田島史也

ハンニバルの田島史也のレビュー・感想・評価

ハンニバル(2001年製作の映画)
3.1
前半は意味不明、後半は爽快。

本作は完全にハンニバル・レクターが主人公、といった感じで、前作よりもレクターの存在感が強かった。

前半は、セリフベースで物語が進み、ワンショットを見逃すだけで理解が出来なくなっていく。事実を映像として見せるのではなく、言葉で説明するのに留まっている点が残念。後半になると、衝撃的なショットと共に、物語が映像の力によって鮮明に示された。レクターとクラリスの追い掛けのシーンに始まり、ヴァージャー達がイノシシに喰われ、正しく策士策に溺れるシーン、そして脳かっぴらきシーンに至るまで圧倒的な描写によって緊迫感とダイナミズムを表出させた。
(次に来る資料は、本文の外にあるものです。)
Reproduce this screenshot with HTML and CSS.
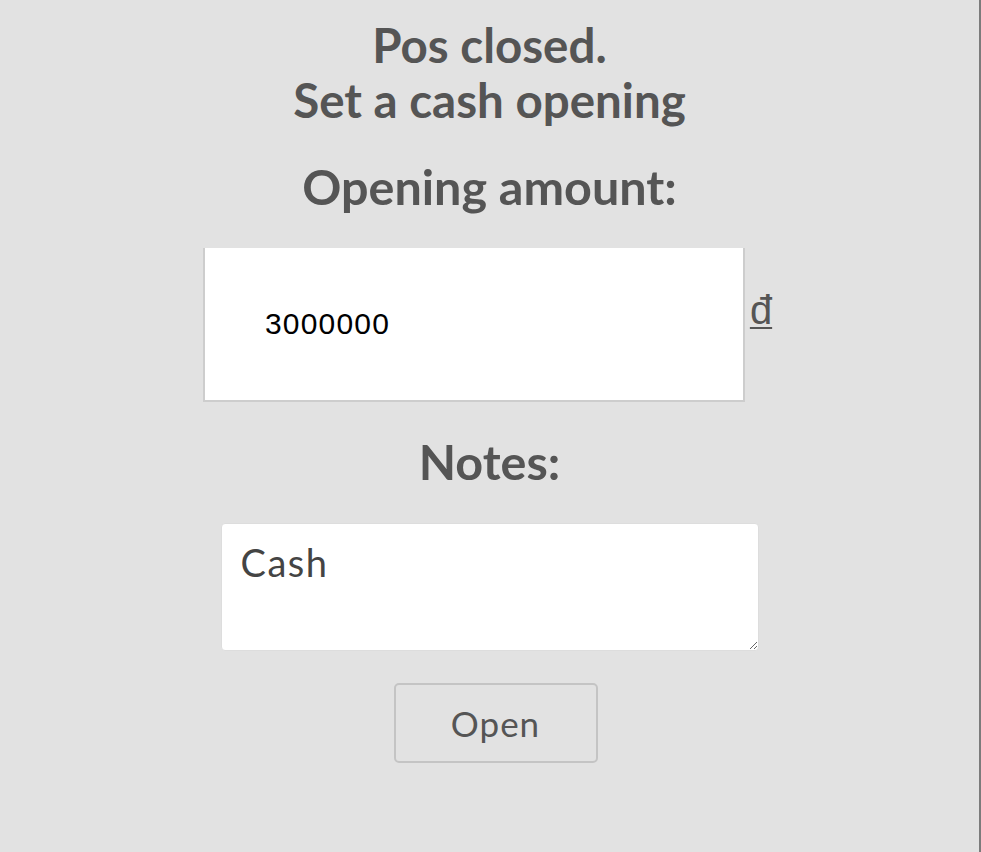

ラストシーンが好き。まず、やっぱりクラリスの腕を切り落としてはいなかったのだと分かり、代わりにレクターが自らの腕を切り落としていたことが分かる。レクターさんはクラリスに相当ご執心の様子。その後、子供にある食材をせがまれる。知らぬが仏とはこのこと。あのグロいシーンの顛末としてカラッとしたコメディ要素を入れることで、中和に成功?している気がする。こんな風に、割と短期的な伏線の回収を行うことによって、クライマックスの満足感を高め、鮮やかな幕引きとなっている。良くも悪くも、らしくない終わり方だなぁとは感じた。